§ **Dataset records**:
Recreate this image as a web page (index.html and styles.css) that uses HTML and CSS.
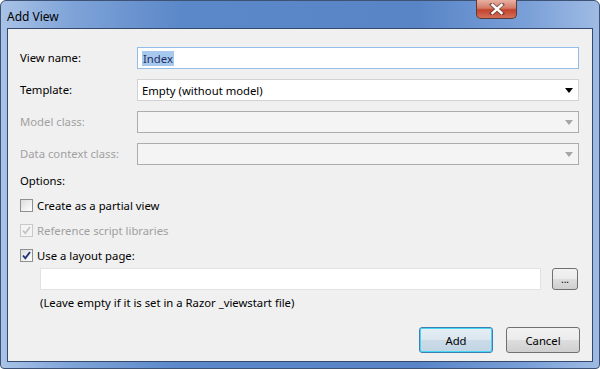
FILE: index.html
```html
<!DOCTYPE html>
<html lang="en">
<head>
    <meta charset="UTF-8">
    <title>Add View</title>
    <link rel="stylesheet" href="styles.css">
</head>
<body>

    <div class="window">
        <!-- Barra de titulo -->
        <div class="title-bar">
            <span class="title">Add View</span>
            <div class="close-btn">
                <svg width="16" height="12" viewBox="0 0 16 12">
                    <path d="M3 1.5 L13 10.5 M13 1.5 L3 10.5" stroke="#3b2a2a" stroke-width="4.2" stroke-linecap="square" opacity="0.55"/>
                    <path d="M3.5 2 L12.5 10 M12.5 2 L3.5 10" stroke="#ffffff" stroke-width="2.4" stroke-linecap="square"/>
                </svg>
            </div>
        </div>

        <div class="client">
            <div class="form-grid">
                <label class="label">View name:</label>
                <div class="field field-focus"><span class="selected">Index</span></div>

                <label class="label">Template:</label>
                <div class="field combo">
                    <span>Empty (without model)</span>
                    <span class="arrow"></span>
                </div>

                <label class="label disabled">Model class:</label>
                <div class="field combo combo-disabled"><span></span><span class="arrow"></span></div>

                <label class="label disabled">Data context class:</label>
                <div class="field combo combo-disabled"><span></span><span class="arrow"></span></div>
            </div>

            <div class="row">Options:</div>

            <div class="row">
                <span class="checkbox"></span>
                <span>Create as a partial view</span>
            </div>
            <div class="row disabled">
                <span class="checkbox checkbox-disabled">
                    <svg width="11" height="11" viewBox="0 0 11 11"><path d="M2 5.5 L4.3 8.3 L9 2" fill="none" stroke="#c4c4c4" stroke-width="1.8"/></svg>
                </span>
                <span>Reference script libraries</span>
            </div>
            <div class="row">
                <span class="checkbox">
                    <svg width="11" height="11" viewBox="0 0 11 11"><path d="M2 5.5 L4.3 8.3 L9 2" fill="none" stroke="#21367a" stroke-width="1.9"/></svg>
                </span>
                <span>Use a layout page:</span>
            </div>

            <div class="layout-row">
                <div class="field field-light"></div>
                <div class="btn btn-small">...</div>
            </div>
            <p class="hint">(Leave empty if it is set in a Razor _viewstart file)</p>

            <div class="actions">
                <div class="btn btn-default">Add</div>
                <div class="btn">Cancel</div>
            </div>
        </div>
    </div>

</body>
</html>
```

FILE: styles.css
```css
body {
    margin: 0;
    font-family: "Noto Sans", "Open Sans", sans-serif;
    font-size: 11.3px;
    color: #000;
    background-color: #ffffff;
}

.window {
    width: 600px;
    height: 369px;
    box-sizing: border-box;
    display: flex;
    flex-direction: column;
    padding: 0 6px 6px 6px;
    border: 1px solid #3d5275;
    border-radius: 6px 6px 4px 4px;
    background: linear-gradient(to right, #a9c3e7 0%, #7ea3d8 12%, #5b88c9 30%, #5985c7 70%, #7aa0d8 88%, #9fbbe4 100%);
}

.title-bar {
    height: 27px;
    display: flex;
    align-items: center;
    position: relative;
}

.title {
    font-size: 12px;
    margin-top: 3px;
    color: #000;
}

.close-btn {
    position: absolute;
    top: -1px;
    right: 76px;
    width: 41px;
    height: 19px;
    box-sizing: border-box;
    border: 1px solid #5a3b3b;
    border-top: none;
    border-radius: 0 0 5px 5px;
    background: linear-gradient(to bottom, #e8b1a3 0%, #d47a66 45%, #c2432e 55%, #d5705a 100%);
    display: flex;
    justify-content: center;
    align-items: center;
}

.client {
    flex: 1;
    background-color: #f0f0f0;
    border: 1px solid #34496b;
    padding: 18px 13px 0 12px;
}

.form-grid {
    display: grid;
    grid-template-columns: 117px 1fr;
    row-gap: 10px;
    align-items: center;
}

.label {
    line-height: 16px;
}

.disabled {
    color: #a0a0a0;
}

.field {
    height: 22px;
    box-sizing: border-box;
    border: 1px solid #ababab;
    background-color: #fff;
    display: flex;
    align-items: center;
    padding: 0 4px;
}

.field-focus {
    border-color: #93bde6;
}

.selected {
    background-color: #a7c9ee;
    color: #1d2c61;
    line-height: 15px;
    padding: 0 1px;
}

.combo {
    justify-content: space-between;
    padding-right: 5px;
    border-color: #d2d2d2;
}

.combo-disabled {
    background-color: #f4f4f4;
    border-color: #adadad;
}

.arrow {
    width: 0;
    height: 0;
    border-left: 4px solid transparent;
    border-right: 4px solid transparent;
    border-top: 5px solid #000;
}

.combo-disabled .arrow {
    border-top-color: #a6a6a6;
}

.row {
    height: 25px;
    display: flex;
    align-items: center;
}

.form-grid + .row {
    margin-top: 3px;
}

.checkbox {
    width: 13px;
    height: 13px;
    box-sizing: border-box;
    border: 1px solid #8e8f8f;
    background: linear-gradient(135deg, #dcdcdc, #ffffff);
    margin-right: 4px;
    display: flex;
    justify-content: center;
    align-items: center;
}

.checkbox-disabled {
    border-color: #c9c9c9;
    background: #f4f4f4;
}

.layout-row {
    display: flex;
    align-items: center;
    margin-left: 20px;
}

.layout-row .field {
    flex: 1;
}

.field-light {
    border-color: #e2e2e2;
}

.btn {
    width: 74px;
    height: 26px;
    box-sizing: border-box;
    border: 1px solid #707070;
    border-radius: 3px;
    background: linear-gradient(to bottom, #f2f2f2 0%, #ebebeb 50%, #dddddd 51%, #cfcfcf 100%);
    display: flex;
    justify-content: center;
    align-items: center;
}

.btn-small {
    width: 26px;
    height: 22px;
    margin-left: 11px;
    margin-right: 1px;
    font-size: 10px;
}

.btn-default {
    border-color: #3c7fb1;
    box-shadow: inset 0 0 0 1px #48d6f5;
    background: linear-gradient(to bottom, #e6eef4 0%, #dae6ef 50%, #cbdbe8 51%, #c2d4e3 100%);
}

.hint {
    margin: 5px 0 0 20px;
    line-height: 16px;
}

.actions {
    display: flex;
    justify-content: flex-end;
    gap: 13px;
    margin-top: 16px;
    margin-right: -1px;
}
```
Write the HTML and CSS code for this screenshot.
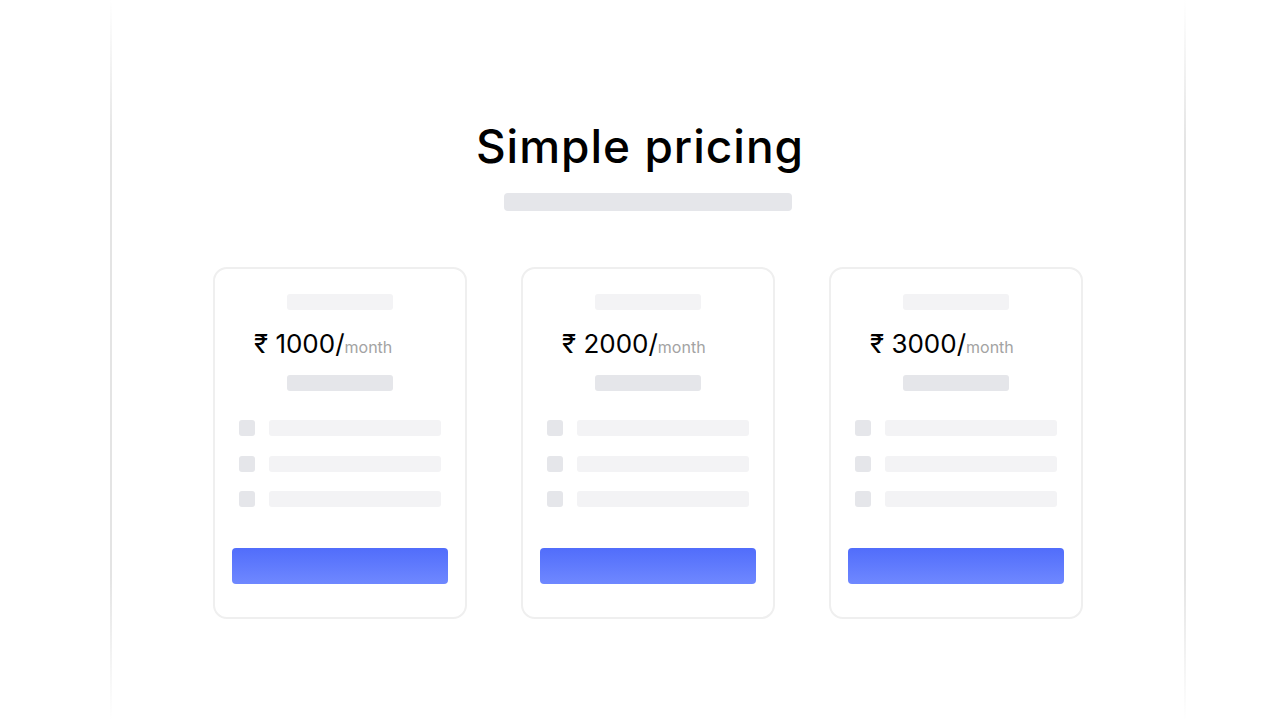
FILE: index.html
```html
<!DOCTYPE html>
<html lang="en">
<head>
<meta charset="utf-8">
<title>Simple pricing</title>
<link rel="stylesheet" href="styles.css">
</head>
<body>
<main class="page">
  <h1 class="title">Simple pricing</h1>
  <div class="subtitle-bar"></div>
  <section class="cards">
    <article class="card">
      <div class="bar bar-light"></div>
      <div class="price"><span class="amount">₹ 1000/</span><span class="per">month</span></div>
      <div class="bar bar-dark"></div>
      <ul class="features">
        <li class="feature"><span class="check"></span><span class="line"></span></li>
        <li class="feature"><span class="check"></span><span class="line"></span></li>
        <li class="feature"><span class="check"></span><span class="line"></span></li>
      </ul>
      <div class="button"></div>
    </article>
    <article class="card">
      <div class="bar bar-light"></div>
      <div class="price"><span class="amount">₹ 2000/</span><span class="per">month</span></div>
      <div class="bar bar-dark"></div>
      <ul class="features">
        <li class="feature"><span class="check"></span><span class="line"></span></li>
        <li class="feature"><span class="check"></span><span class="line"></span></li>
        <li class="feature"><span class="check"></span><span class="line"></span></li>
      </ul>
      <div class="button"></div>
    </article>
    <article class="card">
      <div class="bar bar-light"></div>
      <div class="price"><span class="amount">₹ 3000/</span><span class="per">month</span></div>
      <div class="bar bar-dark"></div>
      <ul class="features">
        <li class="feature"><span class="check"></span><span class="line"></span></li>
        <li class="feature"><span class="check"></span><span class="line"></span></li>
        <li class="feature"><span class="check"></span><span class="line"></span></li>
      </ul>
      <div class="button"></div>
    </article>
  </section>
</main>
</body>
</html>
```

FILE: styles.css
```css
* { box-sizing: border-box; }

html, body {
  margin: 0;
  padding: 0;
  background: #ffffff;
  height: 720px;
  overflow: hidden;
}

body {
  font-family: "Inter", "DejaVu Sans", sans-serif;
  color: #000;
}

.page {
  margin-left: 110px;
  width: 1076px;
  height: 720px;
  padding-top: 120px;
  display: flex;
  flex-direction: column;
  align-items: center;
  border-left: 2px solid #e2e2e2;
  border-right: 2px solid #e2e2e2;
  border-image: linear-gradient(to bottom, rgba(226,226,226,0) 0%, #e4e4e4 20%, #e4e4e4 80%, rgba(226,226,226,0) 100%) 1;
}

.title {
  margin: 0;
  font-size: 46px;
  line-height: 53px;
  font-weight: 500;
  letter-spacing: 1px;
  position: relative;
  left: -8px;
}

.subtitle-bar {
  margin-top: 20px;
  width: 288px;
  height: 18px;
  border-radius: 4px;
  background: #e5e6ea;
}

.cards {
  margin-top: 56px;
  display: flex;
  gap: 54px;
}

.card {
  width: 254px;
  height: 352px;
  border: 2px solid #efefef;
  border-radius: 14px;
  padding: 25px 24px 33px;
  display: flex;
  flex-direction: column;
  align-items: center;
}

.bar {
  width: 106px;
  height: 16px;
  border-radius: 3px;
}

.bar-light { background: #f3f3f5; }
.bar-dark { background: #e5e6ea; margin-top: 15px; }

.price {
  margin-top: 18px;
  align-self: stretch;
  padding-left: 15px;
  height: 32px;
  line-height: 32px;
  white-space: nowrap;
}

.amount {
  font-size: 26px;
  font-weight: 400;
  color: #000;
}

.per {
  font-size: 16px;
  color: #a3a3a3;
}

.features {
  list-style: none;
  margin: 29px 0 0;
  padding: 0;
  align-self: stretch;
  display: flex;
  flex-direction: column;
  gap: 19.5px;
}

.feature {
  display: flex;
  gap: 14px;
  height: 16px;
}

.check {
  width: 16px;
  height: 16px;
  border-radius: 3px;
  background: #e5e6ea;
}

.line {
  width: 172px;
  height: 16px;
  border-radius: 3px;
  background: #f3f3f5;
}

.button {
  margin-top: 41px;
  width: 216px;
  height: 36px;
  border-radius: 4px;
  background: linear-gradient(to bottom, #516dfb, #6f88ff);
}
```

§ **Written task**: Locate all lines in the listing above with the word "this" and copy them.

§ **Solution to the exercise**:
Recreate this image as a web page (index.html and styles.css) that uses HTML and CSS.
Write the HTML and CSS code for this screenshot.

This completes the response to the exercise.